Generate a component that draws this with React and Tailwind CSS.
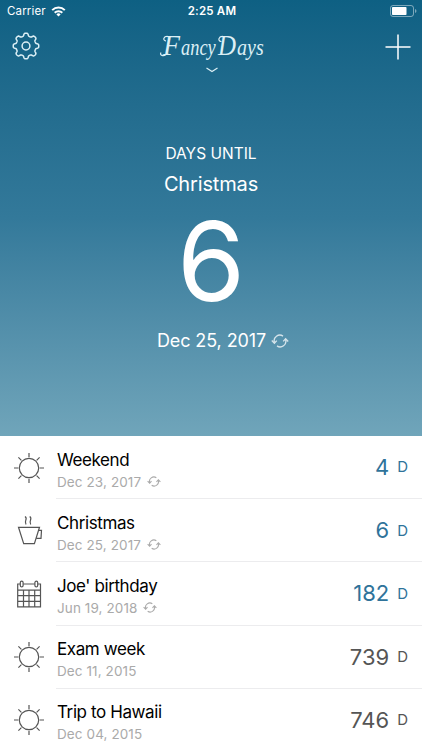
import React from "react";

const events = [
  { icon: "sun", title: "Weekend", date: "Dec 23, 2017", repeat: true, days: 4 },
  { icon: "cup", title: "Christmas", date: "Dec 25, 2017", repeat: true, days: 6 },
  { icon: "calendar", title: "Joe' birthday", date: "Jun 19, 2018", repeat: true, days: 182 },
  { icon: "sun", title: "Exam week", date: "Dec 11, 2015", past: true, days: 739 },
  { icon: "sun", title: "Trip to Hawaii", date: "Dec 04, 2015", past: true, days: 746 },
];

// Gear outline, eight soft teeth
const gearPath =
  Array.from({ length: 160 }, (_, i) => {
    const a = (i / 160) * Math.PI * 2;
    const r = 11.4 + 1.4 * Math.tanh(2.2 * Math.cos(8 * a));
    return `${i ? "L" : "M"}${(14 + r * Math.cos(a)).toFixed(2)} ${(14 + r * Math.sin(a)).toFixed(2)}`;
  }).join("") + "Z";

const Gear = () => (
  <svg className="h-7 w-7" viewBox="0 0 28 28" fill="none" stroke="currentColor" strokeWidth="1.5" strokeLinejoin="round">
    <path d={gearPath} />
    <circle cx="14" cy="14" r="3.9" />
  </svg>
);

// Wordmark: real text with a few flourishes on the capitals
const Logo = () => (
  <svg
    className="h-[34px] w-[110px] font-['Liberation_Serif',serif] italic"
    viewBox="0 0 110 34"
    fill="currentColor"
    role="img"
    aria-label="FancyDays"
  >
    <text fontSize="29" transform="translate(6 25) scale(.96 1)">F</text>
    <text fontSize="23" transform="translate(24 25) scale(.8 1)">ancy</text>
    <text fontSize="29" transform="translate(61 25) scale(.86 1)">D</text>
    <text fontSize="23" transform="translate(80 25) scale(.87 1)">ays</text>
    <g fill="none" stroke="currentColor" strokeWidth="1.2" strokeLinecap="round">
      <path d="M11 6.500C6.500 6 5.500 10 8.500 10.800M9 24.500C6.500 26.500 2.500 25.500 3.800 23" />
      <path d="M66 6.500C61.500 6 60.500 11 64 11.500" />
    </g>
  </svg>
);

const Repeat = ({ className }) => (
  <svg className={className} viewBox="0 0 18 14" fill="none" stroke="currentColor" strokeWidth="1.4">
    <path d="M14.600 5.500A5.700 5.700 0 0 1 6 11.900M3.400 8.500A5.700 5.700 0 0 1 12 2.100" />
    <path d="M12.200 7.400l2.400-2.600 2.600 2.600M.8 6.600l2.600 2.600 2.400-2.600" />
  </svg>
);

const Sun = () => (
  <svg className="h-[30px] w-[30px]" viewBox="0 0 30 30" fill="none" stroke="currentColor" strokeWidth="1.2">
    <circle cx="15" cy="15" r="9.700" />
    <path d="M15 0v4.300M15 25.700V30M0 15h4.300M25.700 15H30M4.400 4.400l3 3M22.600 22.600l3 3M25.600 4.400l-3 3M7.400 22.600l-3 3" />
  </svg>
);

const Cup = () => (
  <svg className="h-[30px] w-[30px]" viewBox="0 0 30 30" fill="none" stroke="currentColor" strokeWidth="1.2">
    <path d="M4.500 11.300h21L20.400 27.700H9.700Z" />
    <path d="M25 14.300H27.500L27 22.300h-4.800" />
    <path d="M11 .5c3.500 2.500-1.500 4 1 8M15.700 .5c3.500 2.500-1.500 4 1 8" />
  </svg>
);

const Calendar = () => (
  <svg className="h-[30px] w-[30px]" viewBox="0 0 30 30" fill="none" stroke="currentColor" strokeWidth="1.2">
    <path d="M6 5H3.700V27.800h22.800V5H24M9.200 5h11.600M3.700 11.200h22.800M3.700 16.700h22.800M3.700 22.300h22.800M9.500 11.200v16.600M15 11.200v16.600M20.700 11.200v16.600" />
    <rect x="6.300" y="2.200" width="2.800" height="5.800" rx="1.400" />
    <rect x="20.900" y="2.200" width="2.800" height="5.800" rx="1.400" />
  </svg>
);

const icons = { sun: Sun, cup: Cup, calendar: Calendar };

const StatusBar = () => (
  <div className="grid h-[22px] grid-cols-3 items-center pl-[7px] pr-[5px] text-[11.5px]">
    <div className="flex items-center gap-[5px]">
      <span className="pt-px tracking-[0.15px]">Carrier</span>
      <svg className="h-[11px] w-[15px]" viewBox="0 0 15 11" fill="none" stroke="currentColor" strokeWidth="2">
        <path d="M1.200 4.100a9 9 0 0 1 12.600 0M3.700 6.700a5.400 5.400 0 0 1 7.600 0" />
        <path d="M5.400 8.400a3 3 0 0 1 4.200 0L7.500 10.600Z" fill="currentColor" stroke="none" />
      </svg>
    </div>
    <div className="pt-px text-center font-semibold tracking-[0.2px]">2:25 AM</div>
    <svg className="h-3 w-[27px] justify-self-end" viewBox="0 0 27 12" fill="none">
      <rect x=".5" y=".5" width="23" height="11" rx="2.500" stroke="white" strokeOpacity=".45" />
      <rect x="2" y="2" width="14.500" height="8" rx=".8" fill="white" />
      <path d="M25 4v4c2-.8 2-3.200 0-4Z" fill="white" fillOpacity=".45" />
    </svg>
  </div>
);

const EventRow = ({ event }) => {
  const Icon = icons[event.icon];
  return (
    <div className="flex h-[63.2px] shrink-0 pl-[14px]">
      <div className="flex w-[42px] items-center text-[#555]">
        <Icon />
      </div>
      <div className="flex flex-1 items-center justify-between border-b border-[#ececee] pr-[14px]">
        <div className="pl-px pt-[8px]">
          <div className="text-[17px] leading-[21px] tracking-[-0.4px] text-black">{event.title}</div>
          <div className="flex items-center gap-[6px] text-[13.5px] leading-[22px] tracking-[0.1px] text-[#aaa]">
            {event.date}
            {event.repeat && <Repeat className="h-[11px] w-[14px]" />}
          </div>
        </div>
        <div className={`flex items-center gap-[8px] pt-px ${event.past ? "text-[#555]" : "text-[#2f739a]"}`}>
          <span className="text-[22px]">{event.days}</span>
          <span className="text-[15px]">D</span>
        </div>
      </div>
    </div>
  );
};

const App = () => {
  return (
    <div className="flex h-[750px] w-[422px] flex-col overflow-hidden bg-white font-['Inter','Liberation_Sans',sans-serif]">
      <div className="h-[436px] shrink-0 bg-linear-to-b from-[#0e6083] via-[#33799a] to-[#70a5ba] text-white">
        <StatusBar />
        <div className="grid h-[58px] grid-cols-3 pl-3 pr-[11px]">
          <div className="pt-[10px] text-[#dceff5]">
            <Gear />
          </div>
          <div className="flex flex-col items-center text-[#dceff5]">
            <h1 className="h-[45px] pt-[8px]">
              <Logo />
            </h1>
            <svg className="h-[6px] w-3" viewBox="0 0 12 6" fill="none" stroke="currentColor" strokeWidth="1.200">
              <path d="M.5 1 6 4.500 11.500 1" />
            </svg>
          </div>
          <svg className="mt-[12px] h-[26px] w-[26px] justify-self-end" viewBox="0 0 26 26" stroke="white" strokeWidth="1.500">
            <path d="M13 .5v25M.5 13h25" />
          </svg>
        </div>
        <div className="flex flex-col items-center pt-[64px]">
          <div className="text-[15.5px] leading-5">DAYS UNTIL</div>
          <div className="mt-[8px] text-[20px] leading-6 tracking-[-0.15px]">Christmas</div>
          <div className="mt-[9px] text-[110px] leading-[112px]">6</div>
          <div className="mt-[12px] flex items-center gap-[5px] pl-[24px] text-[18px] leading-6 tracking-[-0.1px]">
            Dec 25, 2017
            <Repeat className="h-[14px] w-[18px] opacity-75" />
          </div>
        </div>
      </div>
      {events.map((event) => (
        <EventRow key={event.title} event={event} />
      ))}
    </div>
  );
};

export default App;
────────────────
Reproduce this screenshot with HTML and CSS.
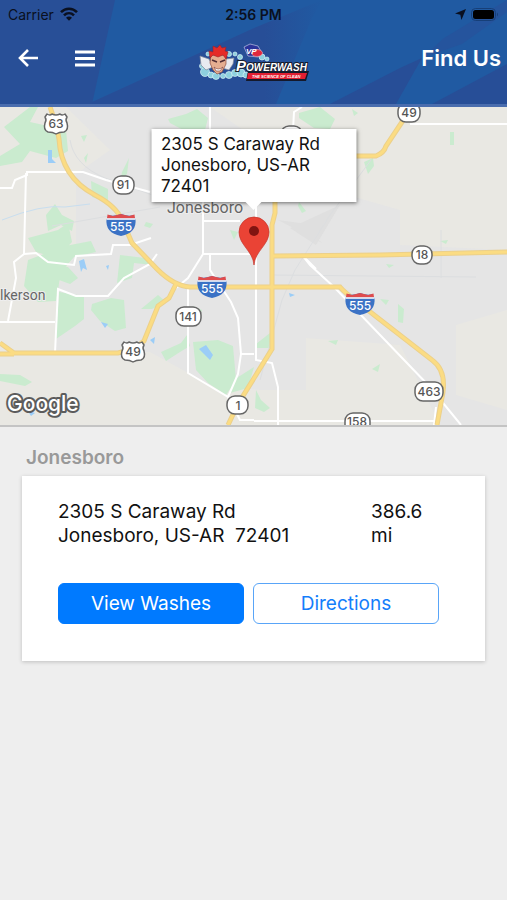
────────────────
● **Instructions for the task**: How many lines of the listing above include the word "React"? Reply with the number alone.

● **Result for this exercise**: 2